Saúde Mental (SM) é tão importante que é uma matéria obrigatória na maioria dos cursos da área de saúde. “O estágio feito no JM (João Machado) através da matéria de SM mudou completamente o modo como eu via os ditos loucos. Antes eu sentia medo. Loucura, para mim, caminhava perto da agressividade. Hoje eu sei que os loucos não são loucos 24 horas por dia, assim como nós também não somos “normais” sempre”, diz Liva Guerra, estudante do Curso de Enfermagem da UFRN. “A fronteira entre o normal e o patológico é tênue, diversos foram os exemplos de loucuras vistas na disciplina de Saúde Mental e Atenção Psicossocial I: Estamira, Profeta Gentileza, Arthur Bispo do Rosário. Eu me pergunto, depois disso, até que ponto somos normais”, completa Breno Lincoln.

Segundo Liva, a matéria de SM é muito importante já que “abre a mente e mostra que o ser humano merece carinho e respeito independente da situação. Os estudantes e futuros profissionais devem lutar contra o preconceito”. Além de um pequeno conhecimento sobre essa área, todos, e principalmente os familiares de um paciente com algum transtorno mental, deveriam também inserir-se mais no tratamento e nas atividades desenvolvidas em oficinas. “A participação dos familiares é de suma importância no tratamento, devemos optar pela humanização da saúde e da sociedade e mudar essa concepção hospitalocêntrica e institucional”, diz Breno. “Atualmente um paciente com distúrbio mental precisa lutar contra dois gigantes todos os dias: a doença e o preconceito”.

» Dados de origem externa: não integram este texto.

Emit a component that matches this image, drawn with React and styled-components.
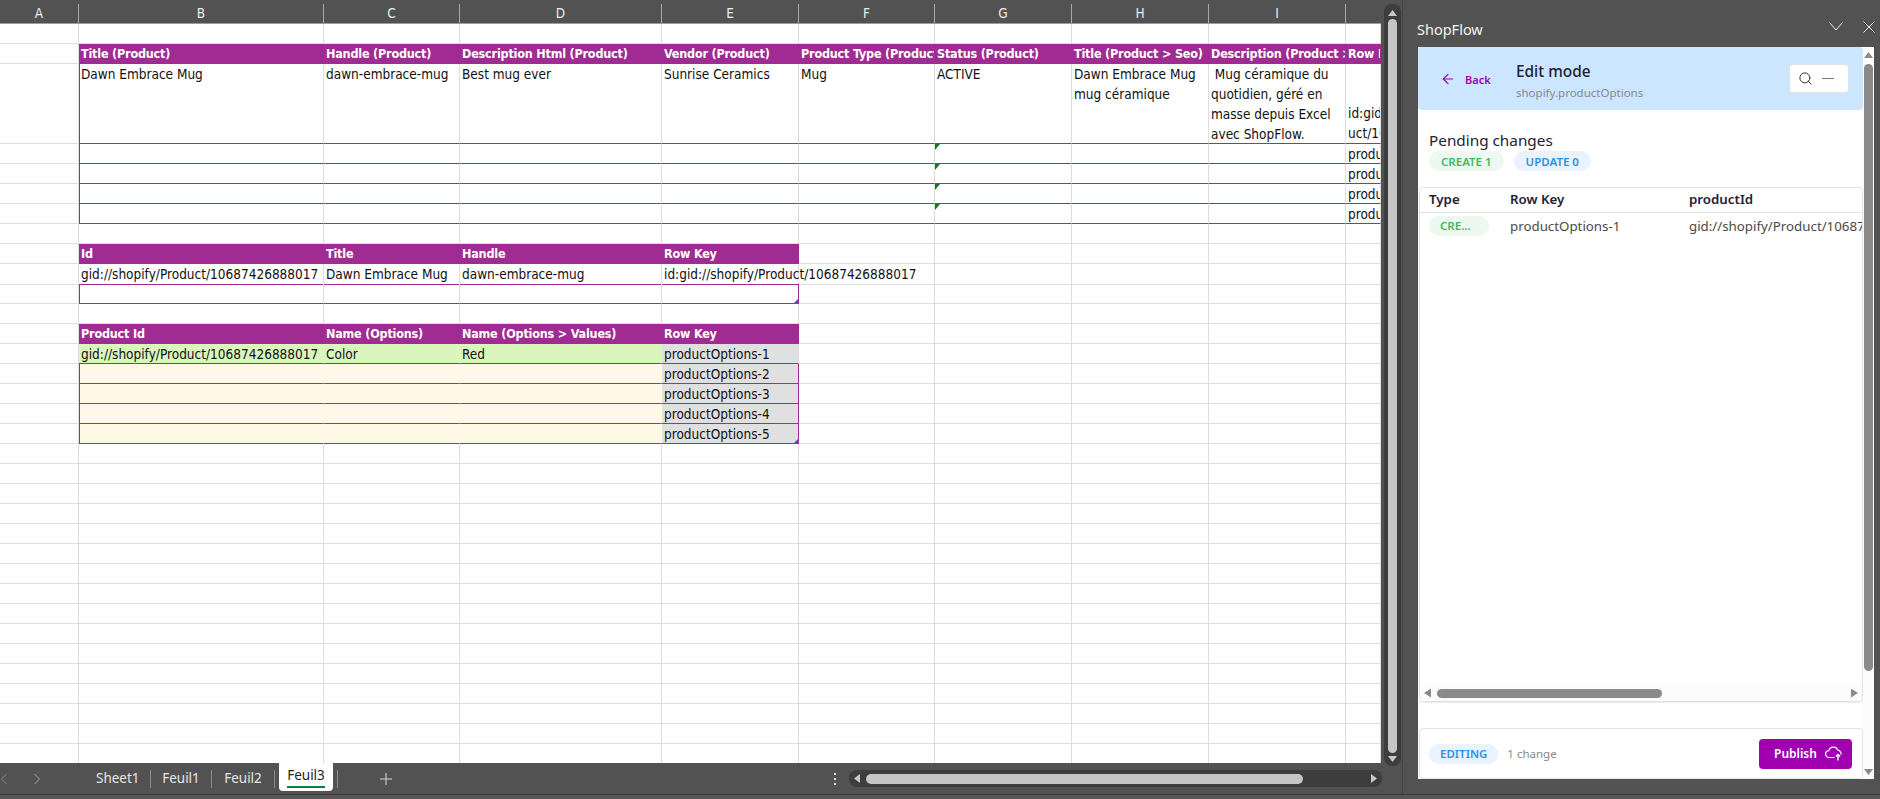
import styled, { createGlobalStyle } from 'styled-components';
import { ArrowLeft, Search } from 'lucide-react';

const GlobalStyle = createGlobalStyle`
	html, body {
		margin: 0;
		padding: 0;
		background: #525252;
	}
	* {
		box-sizing: border-box;
	}
`;

const COLUMNS = [79, 245, 136, 202, 137, 136, 137, 137, 137, 35];
const LETTERS = ['A', 'B', 'C', 'D', 'E', 'F', 'G', 'H', 'I', 'J'];
const GID = 'gid://shopify/Product/10687426888017';

const blankRow = (height = 20) => ({ height, cells: {} });

// builds one table row, span = last column of that table
const tableRow = (values, span, opts = {}) => {
	const cells = {};
	for (let i = 1; i <= span; i++) {
		cells[i] = {
			text: values[i - 1] || '',
			head: opts.head,
			ruled: opts.ruled,
			tone: opts.tone && opts.tone(i),
			leading: opts.boxed && i === 1,
			trailing: opts.boxed && opts.closed && i === span,
			tick: opts.tick && i === 6,
			handle: opts.handle && i === span,
		};
	}
	return { height: opts.height || 20, cells };
};

const optionTone = (first) => (i) => (i === 4 ? 'grey' : first ? 'green' : 'cream');

const rows = [
	blankRow(),
	tableRow(
		[
			'Title (Product)',
			'Handle (Product)',
			'Description Html (Product)',
			'Vendor (Product)',
			'Product Type (Product)',
			'Status (Product)',
			'Title (Product > Seo)',
			'Description (Product > Seo)',
			'Row Key',
		],
		9,
		{ head: true }
	),
	tableRow(
		[
			'Dawn Embrace Mug',
			'dawn-embrace-mug',
			'Best mug ever',
			'Sunrise Ceramics',
			'Mug',
			'ACTIVE',
			'Dawn Embrace Mug\nmug céramique',
			' Mug céramique du\nquotidien, géré en\nmasse depuis Excel\navec ShopFlow.',
			'id:gid\nuct/10',
		],
		9,
		{ height: 80, ruled: true, boxed: true }
	),
	tableRow(['', '', '', '', '', '', '', '', 'productOptions-1'], 9, { ruled: true, boxed: true, tick: true }),
	tableRow(['', '', '', '', '', '', '', '', 'productOptions-2'], 9, { ruled: true, boxed: true, tick: true }),
	tableRow(['', '', '', '', '', '', '', '', 'productOptions-3'], 9, { ruled: true, boxed: true, tick: true }),
	tableRow(['', '', '', '', '', '', '', '', 'productOptions-4'], 9, { ruled: true, boxed: true, tick: true }),
	blankRow(),
	tableRow(['Id', 'Title', 'Handle', 'Row Key'], 4, { head: true }),
	tableRow([GID, 'Dawn Embrace Mug', 'dawn-embrace-mug', 'id:' + GID], 4, { ruled: true }),
	tableRow([], 4, { ruled: true, boxed: true, closed: true, handle: true }),
	blankRow(),
	tableRow(['Product Id', 'Name (Options)', 'Name (Options > Values)', 'Row Key'], 4, { head: true }),
	tableRow([GID, 'Color', 'Red', 'productOptions-1'], 4, { ruled: true, tone: optionTone(true) }),
	tableRow(['', '', '', 'productOptions-2'], 4, { ruled: true, boxed: true, closed: true, tone: optionTone(false) }),
	tableRow(['', '', '', 'productOptions-3'], 4, { ruled: true, boxed: true, closed: true, tone: optionTone(false) }),
	tableRow(['', '', '', 'productOptions-4'], 4, { ruled: true, boxed: true, closed: true, tone: optionTone(false) }),
	tableRow(['', '', '', 'productOptions-5'], 4, { ruled: true, boxed: true, closed: true, handle: true, tone: optionTone(false) }),
	...Array.from({ length: 16 }, () => blankRow()),
];

const TONES = { green: '#daf6bd', cream: '#fff8e6', grey: '#e0e0e0' };

const Cell = ({ cell }) => {
	if (!cell) return <GridCell />;
	const bottomAligned = cell.text === 'id:gid\nuct/10';
	return (
		<GridCell
			$head={cell.head}
			$ruled={cell.ruled}
			$tone={cell.tone}
			$leading={cell.leading}
			$trailing={cell.trailing}
			$tick={cell.tick}
			$handle={cell.handle}
			$bottom={bottomAligned}
			$spill={cell.text.startsWith('id:gid://')}
		>
			{cell.text}
		</GridCell>
	);
};

const Arrow = styled.span`
	display: block;
	flex: none;
	width: ${(p) => p.$w || 8}px;
	height: ${(p) => p.$h || 6}px;
	background: ${(p) => p.$color || '#c8c8c8'};
	clip-path: ${(p) =>
		({
			up: 'polygon(50% 0, 100% 100%, 0 100%)',
			down: 'polygon(0 0, 100% 0, 50% 100%)',
			left: 'polygon(100% 0, 100% 100%, 0 50%)',
			right: 'polygon(0 0, 100% 50%, 0 100%)',
		})[p.$dir]};
`;

const App = () => {
	return (
		<>
			<GlobalStyle />
			<Window>
				<Main>
					<Workbook>
						<SheetRow>
							<Sheet>
								<ColumnHeader>
									{LETTERS.map((letter) => (
										<ColumnLetter key={letter}>{letter === 'J' ? '' : letter}</ColumnLetter>
									))}
								</ColumnHeader>
								{rows.map((row, r) => (
									<SheetLine key={r} $height={row.height}>
										{COLUMNS.map((_, c) => (
											<Cell key={c} cell={row.cells[c]} />
										))}
									</SheetLine>
								))}
							</Sheet>
							<SheetScrollGutter>
								<SheetScrollTrack>
									<Arrow $dir='up' $w={9} $h={6} />
									<SheetScrollThumb />
									<Arrow $dir='down' $w={9} $h={6} />
								</SheetScrollTrack>
							</SheetScrollGutter>
						</SheetRow>
						<TabBar>
							<TabNav>
								<NavChevron viewBox='0 0 8 12' $left={0} $dim>
									<path d='M6.5 1 1.5 6l5 5' />
								</NavChevron>
								<NavChevron viewBox='0 0 8 12' $left={33}>
									<path d='M1.5 1l5 5-5 5' />
								</NavChevron>
							</TabNav>
							<Tab $w={54} $first>Sheet1</Tab>
							<TabDivider />
							<Tab $w={60}>Feuil1</Tab>
							<TabDivider />
							<Tab $w={62}>Feuil2</Tab>
							<TabDivider />
							<ActiveTab>Feuil3</ActiveTab>
							<TabDivider />
							<AddSheet>
								<svg width='12' height='12' viewBox='0 0 12 12'>
									<path d='M6 0v12M0 6h12' stroke='#d8d8d8' strokeWidth='1' fill='none' />
								</svg>
							</AddSheet>
							<TabDots>
								<i />
								<i />
								<i />
							</TabDots>
							<HScroll>
								<Arrow $dir='left' $w={6} $h={9} />
								<HScrollThumb />
								<Arrow $dir='right' $w={6} $h={9} />
							</HScroll>
						</TabBar>
					</Workbook>
					<Panel>
						<PanelTitleBar>
							<PanelTitle>ShopFlow</PanelTitle>
							<PanelControls>
								<svg width='14' height='9' viewBox='0 0 14 9'>
									<path d='M.5.5 7 8 13.5.5' stroke='#eee' fill='none' />
								</svg>
								<svg width='12' height='12' viewBox='0 0 12 12'>
									<path d='M.5.5l11 11M11.5.5l-11 11' stroke='#eee' fill='none' />
								</svg>
							</PanelControls>
						</PanelTitleBar>
						<PanelBody>
							<PanelContent>
								<EditHeader>
									<BackLink>
										<ArrowLeft size={16} strokeWidth={1.8} />
										<span>Back</span>
									</BackLink>
									<EditTitles>
										<EditTitle>Edit mode</EditTitle>
										<EditSubtitle>shopify.productOptions</EditSubtitle>
									</EditTitles>
									<SearchBox>
										<Search size={15} strokeWidth={1.6} />
										<SearchDash />
									</SearchBox>
								</EditHeader>
								<Pending>
									<PendingTitle>Pending changes</PendingTitle>
									<BadgeRow>
										<Badge $kind='create'>CREATE 1</Badge>
										<Badge $kind='update'>UPDATE 0</Badge>
									</BadgeRow>
								</Pending>
								<ChangesCard>
									<ChangesHead>
										<TypeCol>Type</TypeCol>
										<KeyCol>Row Key</KeyCol>
										<IdCol>productId</IdCol>
									</ChangesHead>
									<ChangesRow>
										<TypeCol>
											<TypeBadge>CRE...</TypeBadge>
										</TypeCol>
										<KeyCol>productOptions-1</KeyCol>
										<IdCol>{GID}</IdCol>
									</ChangesRow>
									<CardSpacer />
									<CardScroll>
										<Arrow $dir='left' $w={7} $h={9} $color='#8a8a8a' />
										<CardScrollTrack>
											<CardScrollThumb />
										</CardScrollTrack>
										<Arrow $dir='right' $w={7} $h={9} $color='#8a8a8a' />
									</CardScroll>
								</ChangesCard>
								<FooterCard>
									<Badge $kind='update' $tight>EDITING</Badge>
									<ChangeCount>1 change</ChangeCount>
									<PublishButton>
										<span>Publish</span>
										<svg width='17' height='15' viewBox='0 0 17 15' fill='none' stroke='#fff' strokeWidth='1.2'>
											<path d='M9.5 11.5H4.2a3.4 3.4 0 0 1-.4-6.8 4.8 4.8 0 0 1 9.1-.6 3.6 3.6 0 0 1 3 4.6' />
											<path d='M13 14.5V8.6M10.9 10.6l2.1-2.1 2.1 2.1' strokeWidth='1.4' />
										</svg>
									</PublishButton>
								</FooterCard>
							</PanelContent>
							<PanelScroll>
								<Arrow $dir='up' $w={9} $h={6} $color='#8a8a8a' />
								<PanelThumb />
								<PanelScrollGap />
								<Arrow $dir='down' $w={9} $h={6} $color='#8a8a8a' />
							</PanelScroll>
						</PanelBody>
					</Panel>
				</Main>
				<StatusBar />
			</Window>
		</>
	);
};

export default App;

const uiFont = `'Noto Sans', 'Open Sans', sans-serif`;
const sheetFont = `'Liberation Sans Narrow', 'DejaVu Sans Condensed', 'Liberation Sans', sans-serif`;

const Window = styled.div`
	width: 1880px;
	height: 799px;
	display: flex;
	flex-direction: column;
	background: #525252;
	overflow: hidden;
`;

const Main = styled.div`
	display: flex;
	height: 795px;
	border-bottom: 1px solid #3c3c3c;
`;

const StatusBar = styled.div`
	height: 4px;
	background: #575757;
`;

const Workbook = styled.div`
	width: 1403px;
	display: flex;
	flex-direction: column;
	border-right: 1px solid #444;
`;

const SheetRow = styled.div`
	display: flex;
	height: 763px;
`;

const Sheet = styled.div`
	width: 1381px;
	height: 763px;
	background: #fff;
	overflow: hidden;
`;

const ColumnHeader = styled.div`
	display: grid;
	grid-template-columns: ${COLUMNS.map((w) => w + 'px').join(' ')};
	height: 24px;
	padding-top: 4px;
	background: #525252;
	border-bottom: 1px solid #9c9c9c;
`;

const ColumnLetter = styled.div`
	font: 13.5px/19px ${sheetFont};
	color: #ececec;
	text-align: center;
	border-right: 1px solid #a8a8a8;

	&:last-child {
		border-right: 0;
	}
`;

const SheetLine = styled.div`
	display: grid;
	grid-template-columns: ${COLUMNS.map((w) => w + 'px').join(' ')};
	height: ${(p) => p.$height}px;
`;

const GridCell = styled.div`
	position: relative;
	display: flex;
	align-items: ${(p) => (p.$bottom ? 'flex-end' : 'flex-start')};
	padding-left: 2px;
	min-width: 0;
	overflow: ${(p) => (p.$spill ? 'visible' : 'hidden')};
	white-space: pre;
	font: ${(p) => (p.$head ? '700 12.5px/20px' : '400 13.5px/20px')} ${sheetFont};
	letter-spacing: ${(p) => (p.$head ? '-0.2px' : '0')};
	color: ${(p) => (p.$head ? '#fff' : '#111')};
	background: ${(p) => (p.$head ? '#a02b93' : TONES[p.$tone] || 'transparent')};
	border-right: 1px solid ${(p) => (p.$trailing ? '#a02b93' : p.$head || p.$tone ? 'transparent' : '#dedede')};
	border-bottom: 1px solid ${(p) => (p.$ruled ? '#a02b93' : p.$head ? 'transparent' : '#dedede')};
	box-shadow: ${(p) => (p.$leading ? 'inset 1px 0 0 #a02b93' : 'none')};

	&::before {
		content: '';
		display: ${(p) => (p.$tick ? 'block' : 'none')};
		position: absolute;
		top: 0;
		left: 0;
		border-top: 6px solid #0a7a1e;
		border-right: 5px solid transparent;
	}

	&::after {
		content: '';
		display: ${(p) => (p.$handle ? 'block' : 'none')};
		position: absolute;
		right: 0;
		bottom: 0;
		border-bottom: 4px solid #4a50ae;
		border-left: 4px solid transparent;
	}
`;

const SheetScrollGutter = styled.div`
	flex: 1;
	padding: 4px 0 0 3px;
`;

const SheetScrollTrack = styled.div`
	width: 17px;
	height: 762px;
	position: relative;
	z-index: 1;
	display: flex;
	flex-direction: column;
	align-items: center;
	padding: 6px 0 4px;
	gap: 3px;
	background: #3d3d3d;
	border-radius: 8px;
`;

const SheetScrollThumb = styled.div`
	flex: 1;
	width: 9px;
	background: #c6c6c6;
	border-radius: 5px;
`;

const TabBar = styled.div`
	height: 31px;
	display: flex;
	align-items: flex-start;
	background: #525252;
	font: 13.5px/30px ${uiFont};
	color: #e6e6e6;
`;

const TabNav = styled.div`
	position: relative;
	width: 96px;
	height: 31px;
	flex: none;
`;

const NavChevron = styled.svg`
	position: absolute;
	top: 10px;
	left: ${(p) => p.$left}px;
	width: 8px;
	height: 12px;
	fill: none;
	stroke: ${(p) => (p.$dim ? '#868686' : '#adadad')};
`;

const Tab = styled.div`
	width: ${(p) => p.$w}px;
	flex: none;
	text-align: ${(p) => (p.$first ? 'left' : 'center')};
`;

const TabDivider = styled.div`
	width: 1px;
	height: 18px;
	margin-top: 7px;
	background: #8c8c8c;
`;

const ActiveTab = styled.div`
	width: 54px;
	height: 28px;
	margin: 0 4px;
	background: #fff;
	color: #222;
	line-height: 25px;
	text-align: center;
	border-radius: 0 0 4px 4px;
	position: relative;

	&::after {
		content: '';
		position: absolute;
		left: 8px;
		right: 8px;
		bottom: 3px;
		height: 2px;
		background: #107c41;
	}
`;

const AddSheet = styled.div`
	margin-left: 42px;
	height: 31px;
	display: flex;
	align-items: center;
`;

const TabDots = styled.div`
	margin-left: 442px;
	width: 3px;
	height: 31px;
	display: flex;
	flex-direction: column;
	justify-content: center;
	gap: 3px;

	i {
		width: 2px;
		height: 2px;
		background: #e0e0e0;
	}
`;

const HScroll = styled.div`
	margin: 7px 0 0 12px;
	width: 533px;
	height: 17px;
	display: flex;
	align-items: center;
	padding: 0 5px;
	gap: 6px;
	background: #3d3d3d;
	border-radius: 8px;
	flex: none;

	${Arrow}:last-child {
		margin-left: auto;
	}
`;

const HScrollThumb = styled.div`
	width: 437px;
	height: 10px;
	background: #c6c6c6;
	border-radius: 5px;
`;

const Panel = styled.div`
	flex: 1;
	display: flex;
	flex-direction: column;
	padding: 0 6px 15px 15px;
	font-family: ${uiFont};
`;

const PanelTitleBar = styled.div`
	height: 47px;
	display: flex;
	align-items: center;
	justify-content: space-between;
	padding-top: 10px;
`;

const PanelTitle = styled.div`
	font-size: 14.5px;
	margin-left: -1px;
	color: #f2f2f2;
`;

const PanelControls = styled.div`
	display: flex;
	align-items: center;
	gap: 20px;
	margin-bottom: 4px;
	margin-right: -1px;
`;

const PanelBody = styled.div`
	flex: 1;
	display: flex;
	background: #fff;
`;

const PanelContent = styled.div`
	width: 445px;
	display: flex;
	flex-direction: column;
`;

const EditHeader = styled.div`
	height: 63px;
	display: flex;
	align-items: center;
	padding: 0 14px 0 22px;
	background: #cce6ff;
	border-radius: 4px;
`;

const BackLink = styled.div`
	display: flex;
	align-items: center;
	gap: 9px;
	width: 76px;
	margin-top: 1px;
	font-size: 11px;
	font-weight: 600;
	color: #a000b0;
`;

const EditTitles = styled.div`
	flex: 1;
	display: flex;
	flex-direction: column;
	margin-top: 6px;
`;

const EditTitle = styled.div`
	font-size: 15.4px;
	line-height: 20px;
	font-weight: 500;
	color: #242033;
`;

const EditSubtitle = styled.div`
	font-size: 11.5px;
	line-height: 18px;
	margin-top: 2px;
	color: #85888f;
`;

const SearchBox = styled.div`
	width: 60px;
	height: 29px;
	display: flex;
	align-items: center;
	gap: 9px;
	padding-left: 8px;
	background: #fff;
	border: 1px solid #dfe3e8;
	border-radius: 4px;
	color: #333;
`;

const SearchDash = styled.div`
	width: 12px;
	height: 1px;
	background: #777;
`;

const Pending = styled.div`
	height: 77px;
	padding: 20px 11px 0;
`;

const PendingTitle = styled.div`
	font-size: 15.3px;
	line-height: 20px;
	color: #242033;
`;

const BadgeRow = styled.div`
	display: flex;
	gap: 10px;
	margin-top: 1px;
`;

const Badge = styled.div`
	height: 20px;
	padding: 0 ${(p) => (p.$tight ? 11 : 12)}px;
	display: flex;
	align-items: center;
	font-size: 11.5px;
	font-weight: 600;
	border-radius: 10px;
	color: ${(p) => (p.$kind === 'create' ? '#3dbb5f' : '#2f8fe6')};
	background: ${(p) => (p.$kind === 'create' ? '#edf8f0' : '#e8f3fd')};
`;

const ChangesCard = styled.div`
	height: 515px;
	margin-left: 1px;
	display: flex;
	flex-direction: column;
	border: 1px solid #e1e3e8;
	border-radius: 4px;
	box-shadow: 0 1px 1px rgba(0, 0, 0, 0.08);
	overflow: hidden;
`;

const ChangesHead = styled.div`
	height: 25px;
	flex: none;
	display: flex;
	align-items: center;
	padding-bottom: 2px;
	white-space: nowrap;
	font-size: 13.3px;
	font-weight: 600;
	color: #242033;
	border-bottom: 1px solid #e1e3e8;
`;

const ChangesRow = styled.div`
	height: 25px;
	flex: none;
	display: flex;
	align-items: center;
	white-space: nowrap;
	font-size: 13.3px;
	color: #4a4a4a;
`;

const TypeCol = styled.div`
	width: 90px;
	padding-left: 9px;
	flex: none;
`;

const KeyCol = styled.div`
	width: 179px;
	flex: none;
`;

const IdCol = styled.div`
	flex: none;
`;

const TypeBadge = styled.div`
	width: 60px;
	height: 20px;
	padding-left: 11px;
	font-size: 11.5px;
	font-weight: 600;
	line-height: 20px;
	color: #3dbb5f;
	background: #edf8f0;
	border-radius: 10px;
`;

const CardSpacer = styled.div`
	flex: 1;
`;

const CardScroll = styled.div`
	height: 16px;
	flex: none;
	display: flex;
	align-items: center;
	padding: 0 4px;
	gap: 6px;
	background: #fbfbfb;
`;

const CardScrollTrack = styled.div`
	flex: 1;
`;

const CardScrollThumb = styled.div`
	width: 225px;
	height: 9px;
	background: #8a8a8a;
	border-radius: 5px;
`;

const FooterCard = styled.div`
	height: 51px;
	margin: 26px 0 0 1px;
	display: flex;
	align-items: center;
	padding: 0 10px 0 9px;
	border: 1px solid #e1e3e8;
	border-radius: 4px;
`;

const ChangeCount = styled.div`
	margin-left: 9px;
	font-size: 11.5px;
	color: #85888f;
`;

const PublishButton = styled.div`
	width: 93px;
	height: 30px;
	margin-left: auto;
	display: flex;
	align-items: center;
	justify-content: space-between;
	padding: 0 10px 0 15px;
	font-size: 12px;
	font-weight: 600;
	color: #fff;
	background: #a000b0;
	border-radius: 4px;
`;

const PanelScroll = styled.div`
	flex: 1;
	display: flex;
	flex-direction: column;
	align-items: center;
	padding: 5px 0 4px;
	background: #fcfcfc;
`;

const PanelThumb = styled.div`
	width: 9px;
	height: 607px;
	margin-top: 6px;
	background: #8a8a8a;
	border-radius: 5px;
`;

const PanelScrollGap = styled.div`
	flex: 1;
`;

A concepção pré-estabelecida de algo sobre o qual não se tem conhecimento é algo comum na nossa sociedade, muitos atribuem valores oriundos de outras pessoas sem ao menos conviver com a situação. “A loucura não pode ser generalizada, cada paciente a expressa de uma forma, é interessante ouvir a história de vida de cada um deles”, explica Liva, “louco é uma palavra muito utilizada hoje em dia, inclusive para uma festa se ela tiver sido agradável. Eu penso que a palavra não deve ser usada de maneira pejorativa ou ofensiva, mas seu uso por si próprio já se tornou algo cultural na nossa sociedade e não existe muito problema nisso, até porque a luta anti-manicomial vai muito além. No mais, precisamos de respeito, sempre!”

“De perto ninguém é normal”, afirma Breno, “e sei que a mudança de concepção é o grande avanço, dessa forma eu penso que todo curso de saúde e de humanas deveriam pagar uma cadeira de saúde mental”. O estudante termina o depoimento citando uma frase do Profeta Gentileza, que era tido como um membro da loucura: “O amor não possui só um r e sim 3r, amorrr. Amor com 1r é somente amor ligado a matéria!”. Breno acha essa citação fascinante. E nós também.